Start of Source data

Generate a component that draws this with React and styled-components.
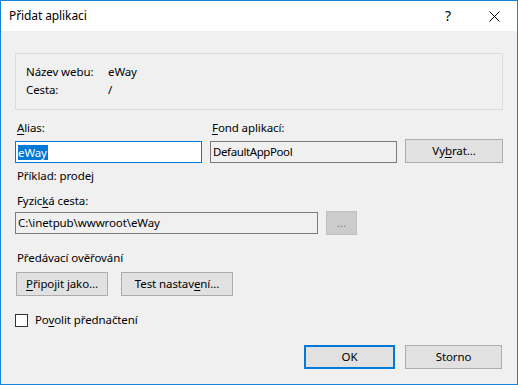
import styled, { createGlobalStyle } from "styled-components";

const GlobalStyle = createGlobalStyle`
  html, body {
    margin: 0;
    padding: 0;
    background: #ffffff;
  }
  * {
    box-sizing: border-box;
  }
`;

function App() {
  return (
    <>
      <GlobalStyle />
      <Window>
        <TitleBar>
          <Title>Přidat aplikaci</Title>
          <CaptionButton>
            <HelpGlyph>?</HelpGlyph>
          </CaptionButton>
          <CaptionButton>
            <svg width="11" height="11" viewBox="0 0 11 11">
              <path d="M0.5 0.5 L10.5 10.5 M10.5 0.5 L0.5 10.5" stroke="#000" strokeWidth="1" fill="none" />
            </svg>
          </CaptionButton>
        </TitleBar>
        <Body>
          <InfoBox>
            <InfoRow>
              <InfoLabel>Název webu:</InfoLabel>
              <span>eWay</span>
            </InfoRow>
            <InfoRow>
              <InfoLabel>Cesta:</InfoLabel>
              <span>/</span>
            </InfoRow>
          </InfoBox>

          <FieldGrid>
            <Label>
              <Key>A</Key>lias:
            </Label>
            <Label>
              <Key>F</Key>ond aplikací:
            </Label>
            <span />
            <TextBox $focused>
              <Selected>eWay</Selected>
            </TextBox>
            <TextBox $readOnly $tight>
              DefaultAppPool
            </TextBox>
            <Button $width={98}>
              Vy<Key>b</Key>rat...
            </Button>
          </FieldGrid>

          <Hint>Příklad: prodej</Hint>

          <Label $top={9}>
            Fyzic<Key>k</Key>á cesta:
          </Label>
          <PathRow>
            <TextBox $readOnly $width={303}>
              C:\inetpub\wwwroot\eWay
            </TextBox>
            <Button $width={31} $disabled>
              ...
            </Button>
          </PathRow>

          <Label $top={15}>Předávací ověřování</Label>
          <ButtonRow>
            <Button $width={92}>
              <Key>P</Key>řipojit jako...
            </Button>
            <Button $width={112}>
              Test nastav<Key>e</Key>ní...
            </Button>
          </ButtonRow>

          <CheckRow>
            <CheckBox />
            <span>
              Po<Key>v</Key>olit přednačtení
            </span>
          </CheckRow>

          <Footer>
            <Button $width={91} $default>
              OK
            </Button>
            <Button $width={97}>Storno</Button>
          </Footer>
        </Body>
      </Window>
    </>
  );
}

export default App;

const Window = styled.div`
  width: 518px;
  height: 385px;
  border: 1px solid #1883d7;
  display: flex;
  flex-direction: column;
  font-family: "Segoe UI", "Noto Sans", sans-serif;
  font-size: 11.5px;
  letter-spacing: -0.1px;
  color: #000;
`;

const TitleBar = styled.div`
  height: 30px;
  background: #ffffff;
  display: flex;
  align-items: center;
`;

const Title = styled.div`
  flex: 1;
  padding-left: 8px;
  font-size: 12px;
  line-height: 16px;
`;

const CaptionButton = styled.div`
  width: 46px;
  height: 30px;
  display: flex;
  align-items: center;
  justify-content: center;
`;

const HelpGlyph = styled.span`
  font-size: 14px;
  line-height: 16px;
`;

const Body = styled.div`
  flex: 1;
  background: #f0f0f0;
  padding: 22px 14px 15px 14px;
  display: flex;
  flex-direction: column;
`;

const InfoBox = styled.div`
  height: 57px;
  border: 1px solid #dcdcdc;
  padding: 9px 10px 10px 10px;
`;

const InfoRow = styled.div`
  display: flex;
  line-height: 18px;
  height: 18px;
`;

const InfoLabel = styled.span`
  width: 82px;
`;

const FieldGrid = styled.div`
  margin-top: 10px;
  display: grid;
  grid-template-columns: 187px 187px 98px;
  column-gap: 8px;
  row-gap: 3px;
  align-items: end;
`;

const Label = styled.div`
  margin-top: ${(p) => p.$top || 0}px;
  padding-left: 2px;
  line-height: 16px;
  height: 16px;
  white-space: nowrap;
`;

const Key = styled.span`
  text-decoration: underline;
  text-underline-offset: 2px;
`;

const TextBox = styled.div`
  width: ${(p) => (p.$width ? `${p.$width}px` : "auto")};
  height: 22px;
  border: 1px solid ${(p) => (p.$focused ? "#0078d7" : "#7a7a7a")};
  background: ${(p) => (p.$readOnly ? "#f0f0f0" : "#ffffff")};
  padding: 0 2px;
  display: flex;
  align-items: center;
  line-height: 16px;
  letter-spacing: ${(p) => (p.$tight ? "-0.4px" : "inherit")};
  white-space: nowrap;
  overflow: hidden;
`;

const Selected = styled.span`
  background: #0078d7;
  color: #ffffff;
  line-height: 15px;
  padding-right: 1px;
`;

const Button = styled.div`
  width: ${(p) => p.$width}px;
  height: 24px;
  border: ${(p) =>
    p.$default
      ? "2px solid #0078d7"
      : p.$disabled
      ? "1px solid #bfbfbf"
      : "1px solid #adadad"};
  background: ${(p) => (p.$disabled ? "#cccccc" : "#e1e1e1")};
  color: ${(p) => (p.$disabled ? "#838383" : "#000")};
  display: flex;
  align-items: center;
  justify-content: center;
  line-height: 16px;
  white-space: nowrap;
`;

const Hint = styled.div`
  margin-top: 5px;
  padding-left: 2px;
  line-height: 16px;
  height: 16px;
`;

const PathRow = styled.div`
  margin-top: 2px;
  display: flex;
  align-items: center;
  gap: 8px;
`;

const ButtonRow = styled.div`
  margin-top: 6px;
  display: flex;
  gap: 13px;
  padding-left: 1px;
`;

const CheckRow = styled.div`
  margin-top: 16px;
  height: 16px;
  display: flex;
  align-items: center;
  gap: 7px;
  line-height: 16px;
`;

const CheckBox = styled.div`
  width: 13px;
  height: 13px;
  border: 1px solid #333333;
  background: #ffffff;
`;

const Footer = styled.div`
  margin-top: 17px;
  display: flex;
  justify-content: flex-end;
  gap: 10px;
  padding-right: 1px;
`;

End of Source data

**Exercise directions**
Output the data above without changes, apart from leaving out the pictures.

**Answer to the problem**
Generate a component that draws this with React and styled-components.
import styled, { createGlobalStyle } from "styled-components";

const GlobalStyle = createGlobalStyle`
  html, body {
    margin: 0;
    padding: 0;
    background: #ffffff;
  }
  * {
    box-sizing: border-box;
  }
`;

function App() {
  return (
    <>
      <GlobalStyle />
      <Window>
        <TitleBar>
          <Title>Přidat aplikaci</Title>
          <CaptionButton>
            <HelpGlyph>?</HelpGlyph>
          </CaptionButton>
          <CaptionButton>
            <svg width="11" height="11" viewBox="0 0 11 11">
              <path d="M0.5 0.5 L10.5 10.5 M10.5 0.5 L0.5 10.5" stroke="#000" strokeWidth="1" fill="none" />
            </svg>
          </CaptionButton>
        </TitleBar>
        <Body>
          <InfoBox>
            <InfoRow>
              <InfoLabel>Název webu:</InfoLabel>
              <span>eWay</span>
            </InfoRow>
            <InfoRow>
              <InfoLabel>Cesta:</InfoLabel>
              <span>/</span>
            </InfoRow>
          </InfoBox>

          <FieldGrid>
            <Label>
              <Key>A</Key>lias:
            </Label>
            <Label>
              <Key>F</Key>ond aplikací:
            </Label>
            <span />
            <TextBox $focused>
              <Selected>eWay</Selected>
            </TextBox>
            <TextBox $readOnly $tight>
              DefaultAppPool
            </TextBox>
            <Button $width={98}>
              Vy<Key>b</Key>rat...
            </Button>
          </FieldGrid>

          <Hint>Příklad: prodej</Hint>

          <Label $top={9}>
            Fyzic<Key>k</Key>á cesta:
          </Label>
          <PathRow>
            <TextBox $readOnly $width={303}>
              C:\inetpub\wwwroot\eWay
            </TextBox>
            <Button $width={31} $disabled>
              ...
            </Button>
          </PathRow>

          <Label $top={15}>Předávací ověřování</Label>
          <ButtonRow>
            <Button $width={92}>
              <Key>P</Key>řipojit jako...
            </Button>
            <Button $width={112}>
              Test nastav<Key>e</Key>ní...
            </Button>
          </ButtonRow>

          <CheckRow>
            <CheckBox />
            <span>
              Po<Key>v</Key>olit přednačtení
            </span>
          </CheckRow>

          <Footer>
            <Button $width={91} $default>
              OK
            </Button>
            <Button $width={97}>Storno</Button>
          </Footer>
        </Body>
      </Window>
    </>
  );
}

export default App;

const Window = styled.div`
  width: 518px;
  height: 385px;
  border: 1px solid #1883d7;
  display: flex;
  flex-direction: column;
  font-family: "Segoe UI", "Noto Sans", sans-serif;
  font-size: 11.5px;
  letter-spacing: -0.1px;
  color: #000;
`;

const TitleBar = styled.div`
  height: 30px;
  background: #ffffff;
  display: flex;
  align-items: center;
`;

const Title = styled.div`
  flex: 1;
  padding-left: 8px;
  font-size: 12px;
  line-height: 16px;
`;

const CaptionButton = styled.div`
  width: 46px;
  height: 30px;
  display: flex;
  align-items: center;
  justify-content: center;
`;

const HelpGlyph = styled.span`
  font-size: 14px;
  line-height: 16px;
`;

const Body = styled.div`
  flex: 1;
  background: #f0f0f0;
  padding: 22px 14px 15px 14px;
  display: flex;
  flex-direction: column;
`;

const InfoBox = styled.div`
  height: 57px;
  border: 1px solid #dcdcdc;
  padding: 9px 10px 10px 10px;
`;

const InfoRow = styled.div`
  display: flex;
  line-height: 18px;
  height: 18px;
`;

const InfoLabel = styled.span`
  width: 82px;
`;

const FieldGrid = styled.div`
  margin-top: 10px;
  display: grid;
  grid-template-columns: 187px 187px 98px;
  column-gap: 8px;
  row-gap: 3px;
  align-items: end;
`;

const Label = styled.div`
  margin-top: ${(p) => p.$top || 0}px;
  padding-left: 2px;
  line-height: 16px;
  height: 16px;
  white-space: nowrap;
`;

const Key = styled.span`
  text-decoration: underline;
  text-underline-offset: 2px;
`;

const TextBox = styled.div`
  width: ${(p) => (p.$width ? `${p.$width}px` : "auto")};
  height: 22px;
  border: 1px solid ${(p) => (p.$focused ? "#0078d7" : "#7a7a7a")};
  background: ${(p) => (p.$readOnly ? "#f0f0f0" : "#ffffff")};
  padding: 0 2px;
  display: flex;
  align-items: center;
  line-height: 16px;
  letter-spacing: ${(p) => (p.$tight ? "-0.4px" : "inherit")};
  white-space: nowrap;
  overflow: hidden;
`;

const Selected = styled.span`
  background: #0078d7;
  color: #ffffff;
  line-height: 15px;
  padding-right: 1px;
`;

const Button = styled.div`
  width: ${(p) => p.$width}px;
  height: 24px;
  border: ${(p) =>
    p.$default
      ? "2px solid #0078d7"
      : p.$disabled
      ? "1px solid #bfbfbf"
      : "1px solid #adadad"};
  background: ${(p) => (p.$disabled ? "#cccccc" : "#e1e1e1")};
  color: ${(p) => (p.$disabled ? "#838383" : "#000")};
  display: flex;
  align-items: center;
  justify-content: center;
  line-height: 16px;
  white-space: nowrap;
`;

const Hint = styled.div`
  margin-top: 5px;
  padding-left: 2px;
  line-height: 16px;
  height: 16px;
`;

const PathRow = styled.div`
  margin-top: 2px;
  display: flex;
  align-items: center;
  gap: 8px;
`;

const ButtonRow = styled.div`
  margin-top: 6px;
  display: flex;
  gap: 13px;
  padding-left: 1px;
`;

const CheckRow = styled.div`
  margin-top: 16px;
  height: 16px;
  display: flex;
  align-items: center;
  gap: 7px;
  line-height: 16px;
`;

const CheckBox = styled.div`
  width: 13px;
  height: 13px;
  border: 1px solid #333333;
  background: #ffffff;
`;

const Footer = styled.div`
  margin-top: 17px;
  display: flex;
  justify-content: flex-end;
  gap: 10px;
  padding-right: 1px;
`;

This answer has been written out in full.